STATED PROBLEM:
Every line holding the string "styles" should be gathered.

-- START OF GIVEN DATA --

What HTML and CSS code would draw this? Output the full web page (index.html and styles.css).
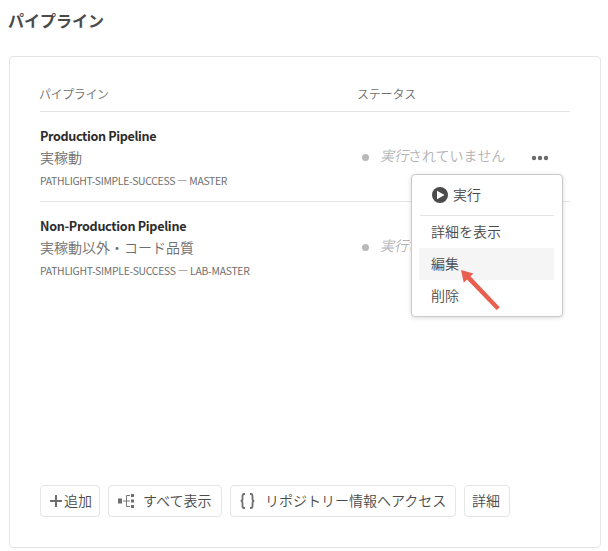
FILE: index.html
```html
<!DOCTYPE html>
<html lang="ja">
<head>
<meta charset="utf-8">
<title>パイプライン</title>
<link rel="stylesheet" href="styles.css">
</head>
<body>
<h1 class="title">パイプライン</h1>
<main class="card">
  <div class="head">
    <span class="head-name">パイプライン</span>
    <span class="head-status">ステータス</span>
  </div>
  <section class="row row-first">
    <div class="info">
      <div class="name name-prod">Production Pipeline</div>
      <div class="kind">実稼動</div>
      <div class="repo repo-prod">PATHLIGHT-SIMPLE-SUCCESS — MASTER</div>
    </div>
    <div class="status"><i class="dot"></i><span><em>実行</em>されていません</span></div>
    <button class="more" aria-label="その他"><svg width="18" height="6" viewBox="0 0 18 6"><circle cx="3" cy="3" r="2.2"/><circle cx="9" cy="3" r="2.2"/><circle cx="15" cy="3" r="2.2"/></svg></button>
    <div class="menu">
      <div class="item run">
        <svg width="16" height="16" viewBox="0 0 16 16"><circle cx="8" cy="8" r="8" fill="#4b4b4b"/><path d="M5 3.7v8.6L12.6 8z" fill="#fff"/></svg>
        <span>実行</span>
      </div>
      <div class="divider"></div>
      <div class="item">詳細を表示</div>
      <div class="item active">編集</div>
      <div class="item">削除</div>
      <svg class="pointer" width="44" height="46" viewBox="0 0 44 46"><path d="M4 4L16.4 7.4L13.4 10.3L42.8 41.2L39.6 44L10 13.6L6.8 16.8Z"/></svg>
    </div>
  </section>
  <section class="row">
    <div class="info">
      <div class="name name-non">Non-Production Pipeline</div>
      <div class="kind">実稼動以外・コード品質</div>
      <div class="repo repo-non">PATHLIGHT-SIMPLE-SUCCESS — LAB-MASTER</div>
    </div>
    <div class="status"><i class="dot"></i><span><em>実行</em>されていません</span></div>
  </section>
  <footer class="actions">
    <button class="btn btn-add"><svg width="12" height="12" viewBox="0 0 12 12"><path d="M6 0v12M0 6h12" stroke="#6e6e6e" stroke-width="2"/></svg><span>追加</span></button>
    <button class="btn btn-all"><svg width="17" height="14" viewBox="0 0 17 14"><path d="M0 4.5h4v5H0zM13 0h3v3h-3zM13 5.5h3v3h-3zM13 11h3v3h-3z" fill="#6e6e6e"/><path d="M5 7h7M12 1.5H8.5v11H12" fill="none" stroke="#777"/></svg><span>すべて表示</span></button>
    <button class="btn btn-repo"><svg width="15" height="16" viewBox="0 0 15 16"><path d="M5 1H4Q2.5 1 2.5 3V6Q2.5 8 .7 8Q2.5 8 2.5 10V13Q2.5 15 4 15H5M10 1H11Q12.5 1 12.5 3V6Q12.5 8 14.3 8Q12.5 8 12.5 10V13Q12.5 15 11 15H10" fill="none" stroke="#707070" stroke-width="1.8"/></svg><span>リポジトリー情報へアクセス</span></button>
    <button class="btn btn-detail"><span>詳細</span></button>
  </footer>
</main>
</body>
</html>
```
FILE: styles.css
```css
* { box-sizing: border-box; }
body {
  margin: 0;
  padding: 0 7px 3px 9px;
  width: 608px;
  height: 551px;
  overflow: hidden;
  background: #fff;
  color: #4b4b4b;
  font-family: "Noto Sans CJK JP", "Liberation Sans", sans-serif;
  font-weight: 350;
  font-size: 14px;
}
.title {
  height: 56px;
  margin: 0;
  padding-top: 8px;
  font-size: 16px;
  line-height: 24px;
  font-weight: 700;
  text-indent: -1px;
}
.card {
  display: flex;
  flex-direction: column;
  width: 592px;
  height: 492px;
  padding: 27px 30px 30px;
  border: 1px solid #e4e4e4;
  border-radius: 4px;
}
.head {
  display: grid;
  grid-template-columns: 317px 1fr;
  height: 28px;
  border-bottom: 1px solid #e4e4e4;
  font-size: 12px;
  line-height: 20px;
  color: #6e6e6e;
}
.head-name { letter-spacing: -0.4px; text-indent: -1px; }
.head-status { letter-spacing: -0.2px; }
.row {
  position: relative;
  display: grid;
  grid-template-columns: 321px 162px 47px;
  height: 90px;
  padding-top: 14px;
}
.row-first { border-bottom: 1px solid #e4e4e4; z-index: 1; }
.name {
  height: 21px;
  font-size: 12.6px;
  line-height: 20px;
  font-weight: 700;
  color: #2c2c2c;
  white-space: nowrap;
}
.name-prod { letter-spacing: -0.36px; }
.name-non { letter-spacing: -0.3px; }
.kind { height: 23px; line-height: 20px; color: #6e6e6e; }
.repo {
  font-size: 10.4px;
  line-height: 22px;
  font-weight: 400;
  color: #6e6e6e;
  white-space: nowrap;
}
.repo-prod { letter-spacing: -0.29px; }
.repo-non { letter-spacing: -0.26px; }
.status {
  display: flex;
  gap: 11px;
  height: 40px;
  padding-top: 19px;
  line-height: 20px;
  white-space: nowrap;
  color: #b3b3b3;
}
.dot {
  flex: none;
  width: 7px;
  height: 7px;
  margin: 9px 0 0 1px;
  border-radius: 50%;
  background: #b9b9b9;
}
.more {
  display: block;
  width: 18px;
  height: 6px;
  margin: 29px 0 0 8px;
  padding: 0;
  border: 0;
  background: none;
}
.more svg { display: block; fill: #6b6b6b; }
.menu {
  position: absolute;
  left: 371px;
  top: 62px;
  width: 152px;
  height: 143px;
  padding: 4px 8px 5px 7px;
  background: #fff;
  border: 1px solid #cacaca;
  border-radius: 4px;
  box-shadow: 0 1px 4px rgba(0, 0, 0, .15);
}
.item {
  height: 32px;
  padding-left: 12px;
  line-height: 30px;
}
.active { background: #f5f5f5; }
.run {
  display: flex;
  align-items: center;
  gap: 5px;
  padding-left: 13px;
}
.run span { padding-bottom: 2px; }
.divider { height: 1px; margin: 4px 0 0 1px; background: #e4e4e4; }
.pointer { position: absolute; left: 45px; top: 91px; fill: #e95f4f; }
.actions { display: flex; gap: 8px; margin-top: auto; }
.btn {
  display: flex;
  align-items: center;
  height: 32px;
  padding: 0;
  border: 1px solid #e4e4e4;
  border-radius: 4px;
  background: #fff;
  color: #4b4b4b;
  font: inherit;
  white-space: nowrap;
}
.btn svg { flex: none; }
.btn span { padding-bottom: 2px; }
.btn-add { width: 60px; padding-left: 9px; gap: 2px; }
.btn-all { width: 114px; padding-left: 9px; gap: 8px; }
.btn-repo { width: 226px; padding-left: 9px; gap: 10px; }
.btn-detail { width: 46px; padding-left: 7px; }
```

-- END OF GIVEN DATA --

COMPLETE RESPONSE:
What HTML and CSS code would draw this? Output the full web page (index.html and styles.css).
<link rel="stylesheet" href="styles.css">
FILE: styles.css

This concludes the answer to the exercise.